For many months we have feared a full blown trade war between the US and China but it seems that has become reality. The tariffs discussed by President Trump on $200 billion of goods increased from 10% to 25% as the midnight ET deadline arrived. China quickly, through its Commerce Ministry said that it would take countermeasures against the move by the Trump Administration. The move is, as expected, is now taking the trade talks into a new period of global economic damage that could see the US, China and other countries fall into recession.
We sourced CNBC for this article, attributed to Jacob Pramuk and Everett Rosenfeld, 10 May.
The world`s two largest economies are now is a deepening trade fight that could cause some pain in the coming months as the next round of talks could be postponed.

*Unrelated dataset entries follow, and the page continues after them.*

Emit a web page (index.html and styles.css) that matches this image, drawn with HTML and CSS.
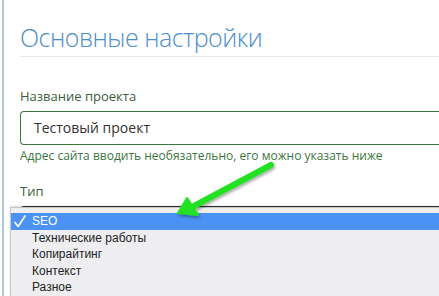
FILE: index.html
```html
<!DOCTYPE html>
<html lang="ru">
<head>
  <meta charset="UTF-8" />
  <title>Основные настройки</title>
  <link rel="stylesheet" href="styles.css">
</head>
<body>
  <div class="panel">
    <h1 class="title">Основные настройки</h1>

    <div class="field">
      <label class="label">Название проекта</label>
      <div class="input">Тестовый проект</div>
      <p class="help">Адрес сайта вводить необязательно, его можно указать ниже</p>
    </div>

    <div class="field">
      <label class="label">Тип</label>
      <div class="select"></div>
    </div>
  </div>

  <!-- открытый список -->
  <ul class="menu">
    <li class="item selected">
      <svg class="check" width="12" height="13" viewBox="0 0 12 13">
        <path d="M1 7.5 L4.2 11.5 L11 1" fill="none" stroke="#fff" stroke-width="1.7" stroke-linecap="round" stroke-linejoin="round"/>
      </svg>SEO
    </li>
    <li class="item">Технические работы</li>
    <li class="item">Копирайтинг</li>
    <li class="item">Контекст</li>
    <li class="item">Разное</li>
  </ul>

  <svg class="arrow" width="439" height="296" viewBox="0 0 439 296">
    <defs>
      <filter id="sh" x="-20%" y="-20%" width="140%" height="140%">
        <feDropShadow dx="1" dy="2" stdDeviation="1.5" flood-color="#000" flood-opacity="0.35"/>
      </filter>
    </defs>
    <g filter="url(#sh)" fill="#22e022" stroke="#22e022">
      <line x1="271" y1="165" x2="194" y2="206" stroke-width="6" stroke-linecap="round"/>
      <polygon points="178,213 187,198 198,215" stroke-width="2" stroke-linejoin="round"/>
    </g>
  </svg>
</body>
</html>
```

FILE: styles.css
```css
:root {
  --blue: #4c8dcb;
  --green: #3c763d;
  --menu-bg: #eeeef0;
  --pick: #4a93f4;
}

body {
  margin: 0;
  background: #fff;
  font-family: 'Open Sans', sans-serif;
  overflow: hidden;
  height: 296px;
  position: relative;
}

.panel {
  margin-left: 2px;
  border-left: 2px solid #a9c8dc;
  height: 296px;
  padding: 22px 0 0 16px;
  box-sizing: border-box;
}

.title {
  margin: 0;
  font-weight: 300;
  font-size: 25px;
  letter-spacing: -0.5px;
  line-height: 30px;
  color: var(--blue);
  padding-bottom: 4px;
  border-bottom: 1px solid #e6e6e6;
}

.field {
  margin-top: 30px;
}

.field + .field {
  margin-top: 18px;
}

.label {
  display: block;
  font-size: 13px;
  line-height: 18px;
  color: #3d5c3e;
  margin-bottom: 6px;
}

.input {
  border: 1px solid var(--green);
  border-right: none;
  border-radius: 4px 0 0 4px;
  height: 32px;
  line-height: 32px;
  padding-left: 13px;
  font-size: 14px;
  color: #333;
}

.help {
  margin: 2px 0 0;
  font-size: 12px;
  line-height: 17px;
  color: var(--green);
}

.select {
  border: 1px solid #333;
  border-right: none;
  border-radius: 4px 0 0 4px;
  height: 32px;
  background: #fafafa;
}

.menu {
  position: absolute;
  left: 10px;
  top: 207px;
  right: 0;
  bottom: 0;
  margin: 0;
  padding: 5px 0 0;
  overflow: hidden;
  list-style: none;
  background: var(--menu-bg);
  border-left: 1px solid #c8c8cc;
  border-top: 1px solid #c4c4c4;
  box-shadow: 0 -1px 2px rgba(0, 0, 0, 0.15);
  font-family: 'Liberation Sans', sans-serif;
  font-size: 12px;
  color: #222;
}

.item {
  height: 16.5px;
  line-height: 16px;
  padding-left: 21px;
}

.selected {
  display: flex;
  align-items: center;
  gap: 6px;
  background: var(--pick);
  color: #fff;
  padding-left: 3px;
}

.check {
  display: block;
}

.arrow {
  position: absolute;
  left: 0;
  top: 0;
  pointer-events: none;
}
```
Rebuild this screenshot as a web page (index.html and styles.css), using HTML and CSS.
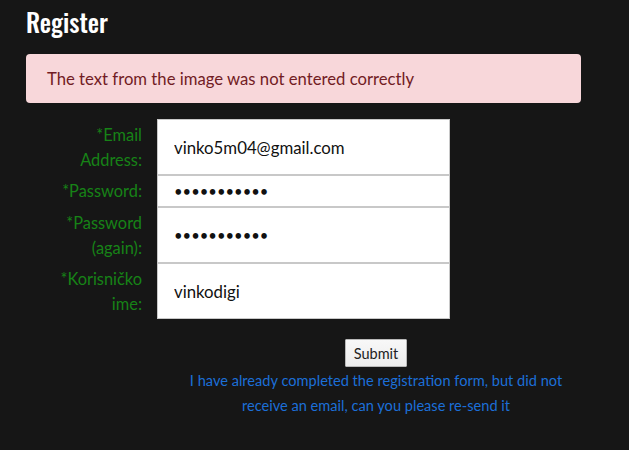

We at Classiarius believe that the US will try to impact the economy of China – 2018 GDP growth was slower at 6.7% -and is expected to fall even lower for 2019 and 2020. Some experts feel that the US GDP would see a 0.4% drag while China could see a 1.5% negative impact as a direct outcome of these trade talks.
Trump first announced the tariffs on Sunday and said that he was using these tools as he claimed China “broke the deal.” US equity markets have been volatile on these on again, off again talks but we can now look for an aggressive sell-off in global indices with the Dow and S&P 500 leading many markets lower. China equity will be attacked by sellers.
The European Union could see some impact in the coming months as China will be less interested in importing European goods. There are still hopes that the US and China will have a last-minute change of heart but do not hold your breath. The two sides are engaging as they have all week but President Trump feels that China has changed its tone and backed away from promises.